After the introductory scene in which "Gnossos Pappadapoulis" seduces "Pamela Watson-May," the opening credits appear, superimposed over scenes of 1950s teenagers dancing on a college campus as radio reports detail the era's various political upheavals. The opening crew credits for the prop master, script supervisor and gaffer were illegible on the print viewed.
       Been Down So Long It Looks Like Up to Me was based on the 1966 novel of the same name by Richard Fariña. Fariña was killed at the age of twenty-nine while driving his motorcycle home from a party celebrating the book's publication. The novel quickly earned cult status for its portrayal of aimless, 1950s, beat-generation alienation. Most reviews compared the film unfavorably to the book, stating that it failed to achieve Fariña's incisive exuberance and humor. While the film hews fairly closely to the book, writer Robert Schlitt excised the book's ending, in which Gnossos receives a draft notice and wanders on undaunted.

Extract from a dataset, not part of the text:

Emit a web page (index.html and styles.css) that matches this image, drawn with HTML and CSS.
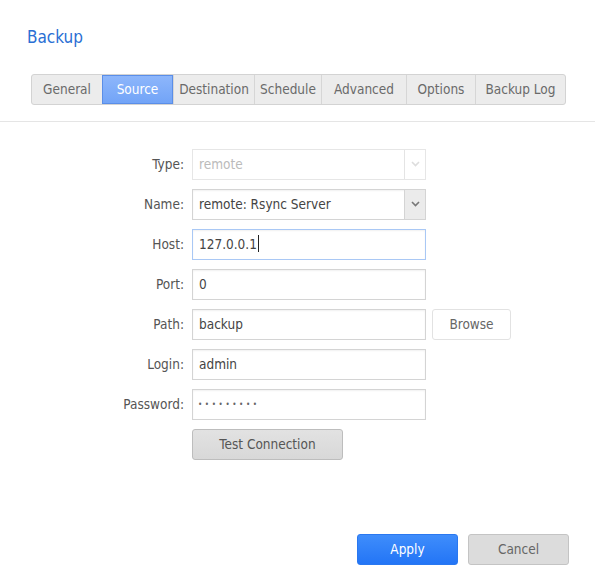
FILE: index.html
```html
<!DOCTYPE html>
<html>
<head>
<meta charset="utf-8">
<link rel="stylesheet" href="styles.css">
</head>
<body>
<div class="dialog">
  <h1 class="title">Backup</h1>
  <div class="tabs">
    <div class="tab t-general">General</div>
    <div class="tab t-source active">Source</div>
    <div class="tab t-dest">Destination</div>
    <div class="tab t-sched">Schedule</div>
    <div class="tab t-adv">Advanced</div>
    <div class="tab t-opt">Options</div>
    <div class="tab t-log">Backup Log</div>
  </div>
  <div class="sep"></div>
  <div class="form">
    <div class="row">
      <label>Type:</label>
      <div class="select disabled"><span class="val">remote</span><span class="arrow"><svg width="9" height="6" viewBox="0 0 9 6"><path d="M1 1 L4.5 4.5 L8 1" fill="none" stroke="#ddd" stroke-width="1.6"/></svg></span></div>
    </div>
    <div class="row">
      <label>Name:</label>
      <div class="select"><span class="val">remote: Rsync Server</span><span class="arrow grey"><svg width="9" height="6" viewBox="0 0 9 6"><path d="M1 1 L4.5 4.5 L8 1" fill="none" stroke="#777" stroke-width="1.6"/></svg></span></div>
    </div>
    <div class="row">
      <label>Host:</label>
      <div class="input focus">127.0.0.1<span class="caret"></span></div>
    </div>
    <div class="row">
      <label>Port:</label>
      <div class="input">0</div>
    </div>
    <div class="row">
      <label>Path:</label>
      <div class="input">backup</div>
      <div class="browse">Browse</div>
    </div>
    <div class="row">
      <label>Login:</label>
      <div class="input">admin</div>
    </div>
    <div class="row">
      <label>Password:</label>
      <div class="input pw">•••••••••</div>
    </div>
    <div class="row">
      <label></label>
      <div class="test">Test Connection</div>
    </div>
  </div>
  <div class="footer">
    <div class="btn apply">Apply</div>
    <div class="btn cancel">Cancel</div>
  </div>
</div>
</body>
</html>
```
FILE: styles.css
```css
* { box-sizing: border-box; }
html, body { margin: 0; padding: 0; background: #fff; }
body {
  font-family: "DejaVu Sans Condensed", "DejaVu Sans", sans-serif;
  font-size: 13.5px;
  color: #555;
  width: 595px;
  height: 571px;
  overflow: hidden;
}
.dialog { display: flex; flex-direction: column; height: 571px; }
.title {
  margin: 0;
  padding: 27px 0 0 27px;
  height: 74px;
  font-size: 17px;
  font-weight: normal;
  color: #2a6fd4;
  line-height: 20px;
}
.tabs {
  display: flex;
  margin-left: 31px;
  width: 535px;
  height: 31px;
  border: 1px solid #d3d3d3;
  border-radius: 3px;
  background: #ececec;
  overflow: hidden;
}
.tab {
  height: 29px;
  line-height: 29px;
  text-align: center;
  color: #6a6a6a;
  border-left: 1px solid #d6d6d6;
}
.tab:first-child { border-left: none; }
.t-general { width: 70px; }
.t-source { width: 71px; }
.t-dest { width: 81px; }
.t-sched { width: 67px; }
.t-adv { width: 85px; }
.t-opt { width: 69px; }
.t-log { flex: 1; }
.tab.active {
  background: linear-gradient(#8db6fb, #72a4f7);
  color: #fff;
  border: 1px solid #5a8ee8;
  height: 29px;
  line-height: 27px;
}
.sep { height: 1px; background: #e5e5e5; margin-top: 16px; }
.form { display: flex; flex-direction: column; gap: 10px; margin-top: 27px; }
.row { display: flex; align-items: center; height: 30px; }
.row label {
  width: 192px;
  text-align: right;
  padding-right: 8px;
  color: #555;
}
.input, .select {
  width: 234px;
  height: 31px;
  border: 1px solid #d4d4d4;
  line-height: 29px;
  padding-left: 6px;
  color: #444;
  background: #fff;
  box-shadow: inset 0 1px 2px rgba(0,0,0,0.06);
}
.input.focus { border-color: #a9c8f5; }
.caret { display: inline-block; width: 1px; height: 17px; background: #222; vertical-align: -3px; margin-left: 1px; }
.select { display: flex; padding-left: 0; }
.select .val { flex: 1; padding-left: 6px; }
.select.disabled { border-color: #e6e6e6; color: #bbb; box-shadow: none; }
.select .arrow {
  width: 21px;
  border-left: 1px solid #e4e4e4;
  display: flex; align-items: center; justify-content: center;
}
.select .arrow.grey { background: #ebebeb; border-left-color: #d4d4d4; }
.pw { letter-spacing: 2.6px; font-size: 8px; color: #666; padding-left: 5px; }
.browse {
  margin-left: 6px;
  width: 79px;
  height: 31px;
  line-height: 29px;
  border: 1px solid #e2e2e2;
  border-radius: 3px;
  text-align: center;
  color: #666;
  background: #fff;
}
.test {
  width: 151px;
  height: 31px;
  line-height: 29px;
  border: 1px solid #bdbdbd;
  border-radius: 3px;
  background: linear-gradient(#e2e2e2, #d8d8d8);
  text-align: center;
  color: #555;
}
.footer { display: flex; gap: 10px; margin-top: auto; margin-bottom: 6px; padding-left: 357px; }
.btn {
  width: 101px;
  height: 31px;
  line-height: 29px;
  border-radius: 3px;
  text-align: center;
}
.apply { background: linear-gradient(#3f8dfb, #2375f6); color: #fff; border: 1px solid #2a78f0; }
.cancel { background: #dcdcdc; color: #666; border: 1px solid #c4c4c4; }
```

Been Down So Long It Looks Like Up to Me marked the feature film debuts of director Jeffrey Young, a former American Film Institute fellow (then called an intern), and producer Robert M. Rosenthal. Young was among the first AFI interns to direct a feature film. As noted in contemporary news items and production charts, the picture was shot on location in New York, Puerto Rico and in Pennsylvania in the town of Franklin and at Allegheny College in Meadville.